1843 Nias earthquake
- Local date: January 5, 1843
- Local time: 23:30–24:00
- Magnitude: M_{w} 7.8+
- Epicenter: 1°30′N 98°00′E﻿ / ﻿1.5°N 98.0°E
- Fault: Sunda megathrust
- Areas affected: Sumatra, Dutch East Indies
- Max. intensity: MMI XI (Extreme)
- Tsunami: Yes
- Casualties: Many

= 1843 Nias earthquake =

1843 earthquake and tsunami in Indonesia

The 1843 Nias earthquake off the northern coast of Sumatra, Indonesia caused severe damage when it triggered a tsunami along the coastline. The earthquake with a moment magnitude of 7.8 lasted nine minutes, collapsing many homes in Sumatra and Nias. It was assigned a maximum modified Mercalli intensity of XI (Extreme).

==Tectonic setting==
The west coast of Sumatra is dominated by the Sunda megathrust; a 5,000 km long convergent boundary where the Australian plate subducts beneath the Burma plate and Sunda plate at a rate of 60 mm/yr. Convergence along this plate boundary is highly oblique, severely deforming the overriding Sunda plate, where it is accommodated by the strike-slip motion along the Great Sumatran fault. Dip-slip fault can rupture within the downgoing Australian plate at deep depths as well; the 2009 magnitude 7.6 earthquake near Padang was caused by reverse faulting at a depth of 80 km. The subduction zone offshore Sumatra has been responsible for several large earthquakes in 2004 and 2005. Occasionally, the subduction ruptures in earthquake that reaches the trench, triggering large tsunamis such as in 1907, 2004 and 2010.

==Impact==
The earthquake's destructive effects were felt on Nias and Sumatra islands. Shaking was described as weak and oscillating, but rapidly intensified. The extreme shaking was felt for up to nine minutes. It was so violent that standing or walking was impossible. Stone buildings and a fortress on a hill at Gunungsitoli on Nias Island were destroyed. Trees were uprooted and snapped. Cracks appeared in the ground and mud erupted from within. Liquefaction on Nias island caused some buildings to sink into the ground. Homes collapsed, killing many residents. Government offices and a Commandant's house were destroyed. Small landslides also occurred.

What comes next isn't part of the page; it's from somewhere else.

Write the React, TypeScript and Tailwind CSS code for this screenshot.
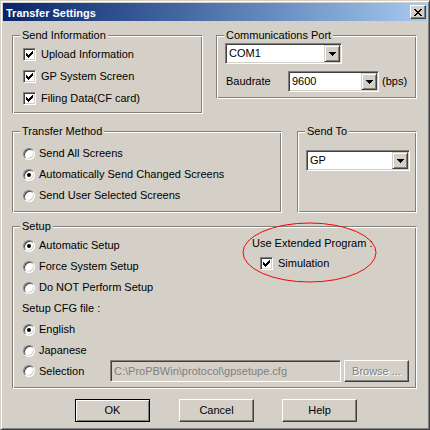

Shaking was also felt in Penang Island and Singapore. In Singapore, tremors were felt at half past midnight on January 6. Shaking was felt stronger on the hills, described as oscillating in an east–west direction. At Penang Island, shaking was felt in a north–south direction.

===Aftershocks===
Many aftershocks were felt until 04:30 local time. Earthquakes were felt every two minutes of each other. Another earthquake was felt on January 8 at 14:30.

===Tsunami===
The first tsunami waves were reported at 00:30 local time, causing extreme damage. It arrived from the southeast and struck the island. Cattle and human residents were swept away by the waves. At the villages of Barus (on Sumatra) and Palan Nias (on Nias Island), large waves were reported over a period of two days. A large tsunami reportedly destroyed settlements on the east coast of Nias and Sumatra islands. The tsunami wiped out a large village located two kilometers from Gunungsitoli. Proas located on a nearby river were washed inland by up to 50 meters. Many people were killed by the tsunami and earthquake. Ships at Barus were dumped 600 meters inland due to the tsunami.

The bodies tsunami victims were found along the shores in the days following. Kampong Mego, a large village on the island, was totally destroyed. The waves also smashed prows at the coast in the village of Goenong Sie Foli, north of Mego. The tsunami persisted until 04:30.

A sea disturbance was observed in the Malacca Strait at the time of the earthquake, however, that was attributed to the weather.

==Characteristic==
A research article published in 2006 by the journal Science of Tsunami Hazards estimated the moment magnitude at 7.2. In the book A catalogue of tsunamis on the western shore of the Pacific Ocean, the surface-wave magnitude was assigned 7.3. In 2013, the journal Geophysical Research Letters published a finding that re-estimated the moment magnitude to at least 7.8 based on information of the extent of tsunami inundation.

It is unclear where the source of the earthquake originated, but may have occurred on the interface of the Sunda megathrust or a shallow splay fault within the accretionary wedge of the overriding plate.

The events of 1843 is the earliest record of an earthquake on Nias Island. Subsequent earthquakes in 1861 and 1907 would also occur on the island. It resulted in some uplift and subsidence on the northwestern section of Nias Island as investigated by scientists using microatolls. The island was raised by 17 centimeters during the quake. Uplift of the island also occurred during the large earthquakes of 1861, 2005 and 2010.